El informe que levantaron los observadores de la OEA y otros organismos internacionales desnudó por completo el inicuo sistema electoral dominicano. Sin embargo, por igual los ignoró el gobierno.

Sólo en el nuestro, tenemos la extraña condición de que el Presidente de la República, Luis Abinader, es también aspirante a la reelección, pero es al propio tiempo el responsable de ejecutar la ley de financiamiento de los partidos políticos.

Es decir, reparte a su conveniencia los panes y los peces, sin que medie un ente autónomo, con autoridad para cumplir con equidad esa misión.

Por eso tienen los partidos políticos que implorar, genuflexos, ante el gobierno, “su verdugo”, para que cumpla con este mandato legal, consagrado en la reforma constitucional de 1994.

Se entiende que, si la ley que busca compensar mínimamente, las desigualdades que imperan en la competencia por el poder, se hallan en manos interesadas, no se puede esperar que no maneje a su conveniencia todos los recursos provistos por la ley, más los que les provee la propia condición de presidente de la República, en una especie de ley de embudo, que solo beneficia al que está arriba.

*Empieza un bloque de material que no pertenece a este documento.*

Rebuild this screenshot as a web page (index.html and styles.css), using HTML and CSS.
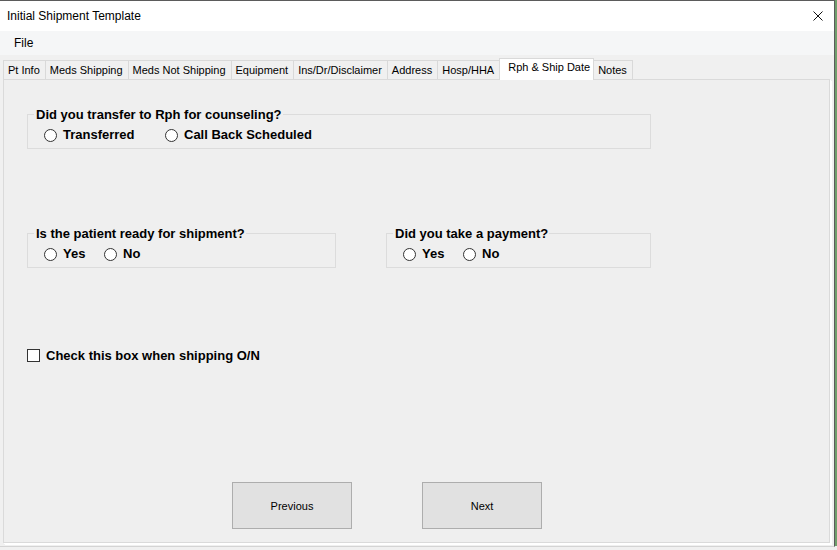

Como ocurrió en los comicios municipales, los partidos de oposición acusan al gobierno de retener los recursos para financiar las pasadas elecciones, y solo autorizar su entrega 48 horas antes del día del certamen, que en el argot boxístico sería como maniatar al contrario para noquearlo sin dificultad.

Pero al día de hoy todavía no ha desembolsado el 0.5 por ciento del presupuesto nacional que corresponde a los partidos, faltando solo un mes y dos semanas para las elecciones presidenciales y congresuales del próximo 19 de mayo, aunque la Junta Central Electoral lo haya intimado a cumplir en dos cartas sucesivas enviadas al gobierno.

Mientras se coloca torniquetes para estrangular a la oposición, la frenética maquinaria reeleccionista no cesa, ni de día ni de noche, en cada rincón del país, “conquistando” a cuantos considere potenciales adversarios del gobierno, mediante la entrega de cuantiosas sumas de dinero en efectivo, ofrecimientos de pago de deudas, promesas de nombramiento de familiares en puestos públicos, aumentos salariales para los que prestan alguna función en el Estado y otras formas de compra del voto, que no excluye la extorsión y el chantaje para quienes se resisten a ceder a sus pretensiones continuistas.

El silencio rotundo con que el presidente responde a las advertencias de la oposición, de denunciar ante los organismos internacionales, el comportamiento malévolo del gobierno, es proverbial.

No obstante, lo hace la multitud de vocingleros, groseramente pagados con la mano generosa de su gobierno, para aporrear a una oposición que se muestra desarticulada.

Pero para seguir el hilo de nuestro tema, quiero llamar la atención de que sólo en una nación, como la nuestra, se da el caso de que un gobierno que levanta la bandera de la moralidad y la lucha contra la corrupción, sea capaz de funcionar sin una Cámara de Cuentas que audite y transparente la gestión de sus funcionarios.

No existe ese organismo de control porque el propio gobierno se encargó de dinamitar el primero, mediante un desalojo llevado a cabo a punta de fusiles, alegando que estaba permeado por la política, en tanto que el segundo fue moralmente desarticulado, con todo tipo de acusaciones, que involucró a todos los estamentos legales y congresuales.

De modo que la Contraloría General de la República redacta unos informes que más complacientes no pueden ser, en los que concluye que muchas irregularidades detectadas en cientos de “auditorías” son “subsanables”, todo para dar la sensación de que estamos ante un gobierno probo y transparente.

Así que ningún funcionario del gobierno, al que atribuyen irregularidades, tiene forma de ser sometido a la justicia para un juicio público, como ocurre en cualquier otra nación.

Podríamos llenar libros de situaciones que ocurren en nuestra República Dominicana, que, en cualquier otro país, no en el nuestro, llenarían de espanto a sus ciudadanos.

El propio incendio de la Penitenciaria de La Victoria, un monumento a la iniquidad, fue reducido a cenizas, sin que un alma sobre la tierra sea capaz de cuantificar el número de víctimas que consumieron las llamas, ni las manos que planificaron y llevaron a cabo el incendio.

Pesó más la disposición de mantener cerrada la cárcel de Las Parras, para no darle el crédito de la humanización del sistema penitenciario al pasado gobierno, que la vida destrozada de un número no cuantificado de presidiarios, al fin, seres humanos, no importa su condición.

Por igual ocurrió en otro hecho, no menos espantoso, como fue la explosión que arrancó la vida a más 40 personas en San Cristóbal, sus responsables también son escondidos por el gobierno como un secreto de guerra.